Look through the listing for the word "Output". Copy each line that has it.

——

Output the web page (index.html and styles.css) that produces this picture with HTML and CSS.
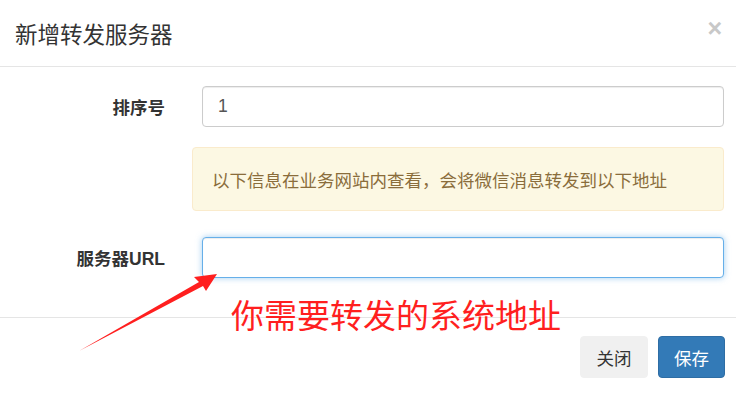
FILE: index.html
```html
<!DOCTYPE html>
<html lang="zh-CN">
<head>
    <meta charset="UTF-8">
    <meta name="viewport" content="width=device-width, initial-scale=1.0">
    <title>新增转发服务器</title>
    <link rel="stylesheet" href="styles.css">
</head>
<body>
    <div class="modal">
        <!-- 标题 -->
        <div class="modal-header">
            <h4 class="modal-title">新增转发服务器</h4>
            <button type="button" class="close">&times;</button>
        </div>

        <!-- 表单 -->
        <form class="modal-body">
            <div class="form-group">
                <label for="sort">排序号</label>
                <input type="text" id="sort" class="form-control" value="1">
            </div>
            <div class="alert">以下信息在业务网站内查看，会将微信消息转发到以下地址</div>
            <div class="form-group">
                <label for="url">服务器URL</label>
                <input type="text" id="url" class="form-control focus">
            </div>
        </form>

        <div class="modal-footer">
            <button type="button" class="btn btn-default">关闭</button>
            <button type="button" class="btn btn-primary">保存</button>
        </div>
    </div>

    <!-- 标注 -->
    <svg class="mark-arrow" width="736" height="393" viewBox="0 0 736 393">
        <polygon points="217,274 194,277 199,282 79,351 203,286 206,291" fill="#ff1f1f"/>
    </svg>
    <div class="mark-text">你需要转发的系统地址</div>
</body>
</html>
```

FILE: styles.css
```css
body {
    margin: 0;
    font-family: "Liberation Sans", "Noto Sans CJK SC", sans-serif;
    color: #333;
    background-color: #fff;
}
.modal {
    width: 736px;
    height: 393px;
}
.modal-header {
    height: 66px;
    padding: 0 14px 0 15px;
    border-bottom: 1px solid #e5e5e5;
    display: flex;
    align-items: center;
    justify-content: space-between;
}
.modal-title {
    margin: 0;
    font-size: 22.5px;
    font-weight: normal;
    color: #333;
}
.close {
    border: none;
    background: none;
    padding: 0;
    margin-top: -10px;
    font-family: "Liberation Sans", sans-serif;
    font-size: 25px;
    font-weight: bold;
    color: #c8c8c8;
}
.modal-body {
    margin: 0;
    padding: 19px 12px 39px 0;
    display: flex;
    flex-direction: column;
}
.form-group {
    display: flex;
    align-items: center;
}
.form-group label {
    width: 165px;
    margin-right: 37px;
    text-align: right;
    font-size: 17.5px;
    font-weight: bold;
}
.form-control {
    flex: 1;
    height: 41px;
    box-sizing: border-box;
    padding: 0 15px;
    border: 1px solid #ccc;
    border-radius: 4px;
    font-family: inherit;
    font-size: 17.5px;
    color: #555;
    box-shadow: inset 0 1px 1px rgba(0, 0, 0, 0.075);
    outline: none;
}
.form-control.focus {
    border-color: #66afe9;
    box-shadow: inset 0 1px 1px rgba(0, 0, 0, 0.075), 0 0 6px rgba(102, 175, 233, 0.6);
}
.alert {
    margin: 20px 0 26px 192px;
    height: 64px;
    box-sizing: border-box;
    padding: 0 19px;
    display: flex;
    align-items: center;
    background-color: #fcf8e3;
    border: 1px solid #faebcc;
    border-radius: 4px;
    color: #8a6d3b;
    font-size: 17.5px;
}
.modal-footer {
    border-top: 1px solid #e5e5e5;
    padding: 18px 11px 0 0;
    display: flex;
    justify-content: flex-end;
    gap: 10px;
}
.btn {
    height: 42px;
    padding: 0;
    border-radius: 4px;
    font-family: inherit;
    font-size: 17.5px;
    white-space: nowrap;
    cursor: pointer;
}
.btn-default {
    width: 68px;
    background-color: #f0f0f0;
    border: 1px solid #f0f0f0;
    color: #333;
}
.btn-primary {
    width: 67px;
    background-color: #337ab7;
    border: 1px solid #2e6da4;
    color: #fff;
}
.mark-arrow {
    position: absolute;
    left: 0;
    top: 0;
    pointer-events: none;
}
.mark-text {
    position: absolute;
    left: 231px;
    top: 298px;
    font-family: "Noto Sans CJK SC", sans-serif;
    font-size: 33px;
    line-height: 1;
    color: #ff1f1f;
    white-space: nowrap;
}
```
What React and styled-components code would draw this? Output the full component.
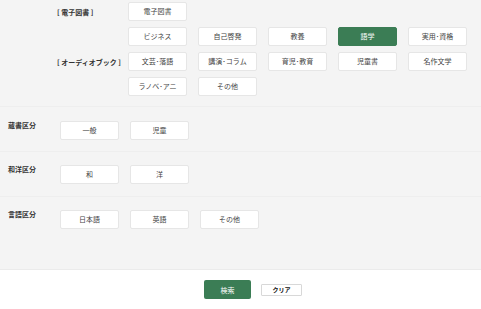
import React from 'react';
import styled, { createGlobalStyle } from 'styled-components';

const GlobalStyle = createGlobalStyle`
  body {
    margin: 0;
    background: #ffffff;
    font-family: "Noto Sans CJK JP", "Noto Sans", sans-serif;
    color: #333333;
  }
`;

const Page = styled.main`
  width: 481px;
  height: 309px;
  overflow: hidden;
`;

const Panel = styled.div`
  background: #f4f4f4;
  border-bottom: 1px solid #ebebeb;
`;

const Section = styled.section`
  display: flex;
  align-items: flex-start;
  padding: ${p => p.$pad};
  border-bottom: ${p => (p.$last ? 'none' : '1px solid #eeeeee')};
`;

const Groups = styled.div`
  display: flex;
  flex-direction: column;
  gap: 6px;
`;

const Group = styled.div`
  display: flex;
  align-items: center;
`;

const GroupLabel = styled.div`
  width: 71px;
  padding-left: 57px;
  font-size: 7px;
  font-weight: 700;
  color: #333;
  white-space: pre;
`;

const Label = styled.div`
  width: 52px;
  padding-left: 8px;
  padding-top: 1px;
  font-size: 7px;
  line-height: 7px;
  font-weight: 700;
  color: #333;
  white-space: nowrap;
`;

const Options = styled.div`
  display: grid;
  grid-template-columns: repeat(5, 59px);
  column-gap: 11px;
  row-gap: 6px;
`;

const Option = styled.button`
  height: 19px;
  padding: 0;
  border: 1px solid ${p => (p.$active ? '#3b7d55' : '#e6e6e6')};
  border-radius: 2px;
  background: ${p => (p.$active ? '#3b7d55' : '#ffffff')};
  color: ${p => (p.$active ? '#ffffff' : '#444444')};
  font-family: inherit;
  font-size: 7px;
  line-height: 1;
`;

const Footer = styled.footer`
  display: flex;
  justify-content: center;
  align-items: center;
  gap: 10px;
  padding: 10px 0 0 25px;
`;

const SearchButton = styled.button`
  width: 47px;
  height: 19px;
  border: none;
  border-radius: 2px;
  background: #3b7d55;
  color: #ffffff;
  font-family: inherit;
  font-size: 7px;
`;

const ClearButton = styled.button`
  width: 41px;
  height: 12px;
  padding: 0;
  border: 1px solid #d8d8d8;
  border-radius: 1px;
  background: #ffffff;
  color: #111111;
  font-family: inherit;
  font-size: 6px;
  font-weight: 700;
`;

const ebook = ['電子図書'];
const audio = [
  'ビジネス', '自己啓発', '教養', '語学', '実用･資格',
  '文芸･落語', '講演･コラム', '育児･教育', '児童書', '名作文学',
  'ラノベ･アニ', 'その他',
];

const filters = [
  { label: '蔵書区分', items: ['一般', '児童'], pad: '14px 0 11px' },
  { label: '和洋区分', items: ['和', '洋'], pad: '13px 0 12px' },
  { label: '言語区分', items: ['日本語', '英語', 'その他'], pad: '13px 0 40px' },
];

const App = () => {
  return (
    <Page>
      <GlobalStyle />
      <Panel>
        <Section $pad="2px 0 10px">
          <Groups>
            <Group>
              <GroupLabel>[ 電子図書 ]</GroupLabel>
              <Options>
                {ebook.map(t => <Option key={t}>{t}</Option>)}
              </Options>
            </Group>
            <Group>
              <GroupLabel>[ オーディオブック ]</GroupLabel>
              <Options>
                {audio.map(t => (
                  <Option key={t} $active={t === '語学'}>{t}</Option>
                ))}
              </Options>
            </Group>
          </Groups>
        </Section>
        {filters.map((f, i) => (
          <Section key={f.label} $pad={f.pad} $last={i === filters.length - 1}>
            <Label>{f.label}</Label>
            <Options>
              {f.items.map(t => <Option key={t}>{t}</Option>)}
            </Options>
          </Section>
        ))}
      </Panel>
      <Footer>
        <SearchButton>検索</SearchButton>
        <ClearButton>クリア</ClearButton>
      </Footer>
    </Page>
  );
};

export default App;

——

*Answer in full*.
Output the web page (index.html and styles.css) that produces this picture with HTML and CSS.
What React and styled-components code would draw this? Output the full component.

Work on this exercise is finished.